The Rule Applied to Debt, Not Just Growth
Exponential growth cuts both ways. On the debt side, the Rule of 72 is a warning rather than a promise.
Worked example: Say you carry a £4,000 balance on a UK credit card at 24% APR (typical for non-promotional rates in 2026). Using the Rule of 72: 72 / 24 = 3 years. If you pay only enough to cover interest, the underlying debt keeps rolling over at that rate - in three years the lender will have charged enough interest to equal your original balance. Compared to an investment earning the same 24% return, the maths is symmetric but the outcome is opposite. This is why finance planners call high-interest debt "the highest-guaranteed return you will ever see": paying down 24% APR debt is mathematically identical to earning 24% on an investment, except it is risk-free.
For a full payoff schedule with multiple debts, the savings goal calculator and dedicated debt payoff tools model month-by-month paydown rather than the Rule of 72 estimate.
Common Mistakes People Make With the Rule of 72
- Using the rate as a decimal. The formula takes the rate as a percentage (7, not 0.07). 72 / 0.07 gives 1,028 years, which is obviously wrong.
- Forgetting inflation. A nominal 8% return that doubles in 9 years does not double your purchasing power in 9 years. Subtract inflation first to get the real doubling time.
- Assuming the rate holds forever. The rule is a snapshot. Real portfolios rebalance, rates change, and sequence of returns alters actual outcomes. Use it as a back-of-envelope estimate, not a financial plan.
- Ignoring fees. A 7% fund return minus 1% annual fees is a 6% net return. Doubling time goes from 10.3 years to 12 years - an extra 1.7 years of waiting for the same double.
- Applying it to irregular cash flows. If you are contributing monthly (e.g. an ISA or 401(k)), the Rule of 72 does not apply. You need a full future-value calculation.
All calculations run in your browser. No data is sent anywhere.
Sources
- Macrotrends - S&P 500 Historical Annual Returns (1927-2026)
- NYU Stern (Damodaran) - Historical Returns on Stocks, Bonds and Bills
- US Bureau of Labor Statistics - Consumer Price Index
- UK Office for National Statistics - Inflation and Price Indices
- Bank of England - March 2026 Monetary Policy Summary
- FRED - 10-Year US Treasury Constant Maturity Rate
- Investopedia - Rule of 72 Definition and Use
Frequently Asked Questions
What is the Rule of 72?
The Rule of 72 is a quick mental math shortcut for estimating how long it takes an investment to double at a given annual return. Divide 72 by the interest rate to get the approximate number of years. For example, at 8% return, your money doubles in roughly 9 years (72/8 = 9).

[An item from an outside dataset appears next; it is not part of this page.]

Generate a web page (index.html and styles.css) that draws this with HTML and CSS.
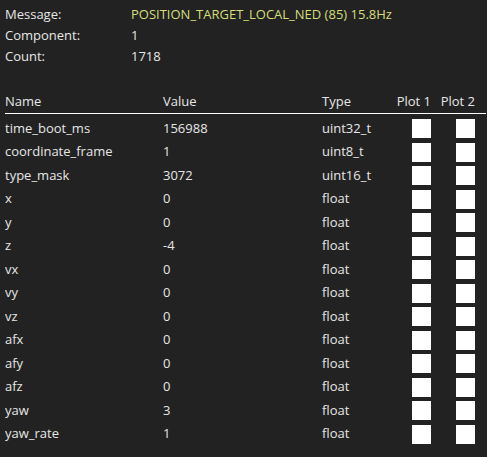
FILE: index.html
```html
<!DOCTYPE html>
<html lang="en">
<head>
    <meta charset="UTF-8">
    <meta name="viewport" content="width=device-width, initial-scale=1.0">
    <title>MAVLink Inspector - Message</title>
    <link rel="stylesheet" href="styles.css">
</head>
<body>
    <div class="inspector">
        <div class="msg-info">
            <span class="info-label">Message:</span>
            <span class="info-value highlight">POSITION_TARGET_LOCAL_NED (85) 15.8Hz</span>
            <span class="info-label">Component:</span>
            <span class="info-value">1</span>
            <span class="info-label">Count:</span>
            <span class="info-value">1718</span>
        </div>

        <div class="fields">
            <div class="field-row field-head">
                <span>Name</span>
                <span>Value</span>
                <span>Type</span>
                <span class="plot-col">Plot 1</span>
                <span class="plot-col">Plot 2</span>
            </div>
            <div class="field-list" id="fieldList"></div>
        </div>
    </div>

    <script>
        // Fields of the selected message
        const fields = [
            ['time_boot_ms', '156988', 'uint32_t'],
            ['coordinate_frame', '1', 'uint8_t'],
            ['type_mask', '3072', 'uint16_t'],
            ['x', '0', 'float'],
            ['y', '0', 'float'],
            ['z', '-4', 'float'],
            ['vx', '0', 'float'],
            ['vy', '0', 'float'],
            ['vz', '0', 'float'],
            ['afx', '0', 'float'],
            ['afy', '0', 'float'],
            ['afz', '0', 'float'],
            ['yaw', '3', 'float'],
            ['yaw_rate', '1', 'float']
        ];

        const list = document.getElementById('fieldList');
        fields.forEach(([name, value, type]) => {
            const row = document.createElement('div');
            row.className = 'field-row';
            row.innerHTML = `
                <span>${name}</span>
                <span>${value}</span>
                <span>${type}</span>
                <span class="plot-col"><span class="plot-check"></span></span>
                <span class="plot-col"><span class="plot-check"></span></span>`;
            list.appendChild(row);
        });
    </script>
</body>
</html>
```

FILE: styles.css
```css
* {
    margin: 0;
    padding: 0;
    box-sizing: border-box;
}

body {
    font-family: 'Open Sans', 'Noto Sans', sans-serif;
    font-size: 13px;
    background: #222222;
    color: #e6e6e6;
    width: 487px;
    height: 457px;
    overflow: hidden;
}

.inspector {
    padding: 4px 1px 0 5px;
}

.msg-info {
    display: grid;
    grid-template-columns: 126px auto;
    grid-auto-rows: 21px;
    line-height: 21px;
}

.highlight {
    color: #d5de7a;
}

.fields {
    margin-top: 22px;
}

.field-row {
    display: grid;
    grid-template-columns: 158px 159px 66px 43px 44px;
    height: 23.5px;
    line-height: 23.5px;
    align-items: center;
}

.field-head {
    height: 25px;
    line-height: 24px;
    border-bottom: 1px solid #ffffff;
    align-items: start;
}

.field-list {
    padding-top: 2.75px;
}

.plot-col {
    display: flex;
    justify-content: flex-end;
}

.plot-check {
    width: 19px;
    height: 19px;
    background: #ffffff;
}
```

How accurate is the Rule of 72?
The Rule of 72 is most accurate for rates between 6% and 10%. At very low or very high rates, the approximation drifts slightly from the exact answer. The calculator shows both the Rule of 72 estimate and the exact figure so you can see the difference.
What are the Rule of 114 and Rule of 144?
The Rule of 114 estimates tripling time (divide 114 by the rate) and the Rule of 144 estimates quadrupling time (divide 144 by the rate). These follow the same principle as the Rule of 72 but for larger multiples of your original investment.
Does the Rule of 72 work for inflation too?
Yes. You can use it to estimate how long it takes for prices to double due to inflation. At 3% inflation, prices double in about 24 years (72/3). At 7% inflation, they double in roughly 10 years.
What rate do I need to double my money in 5 years?
Using the Rule of 72, you would need roughly 14.4% annual return (72/5 = 14.4%). The exact rate is about 14.87%. Use the Years to Rate mode in the calculator to find the precise answer for any target timeframe.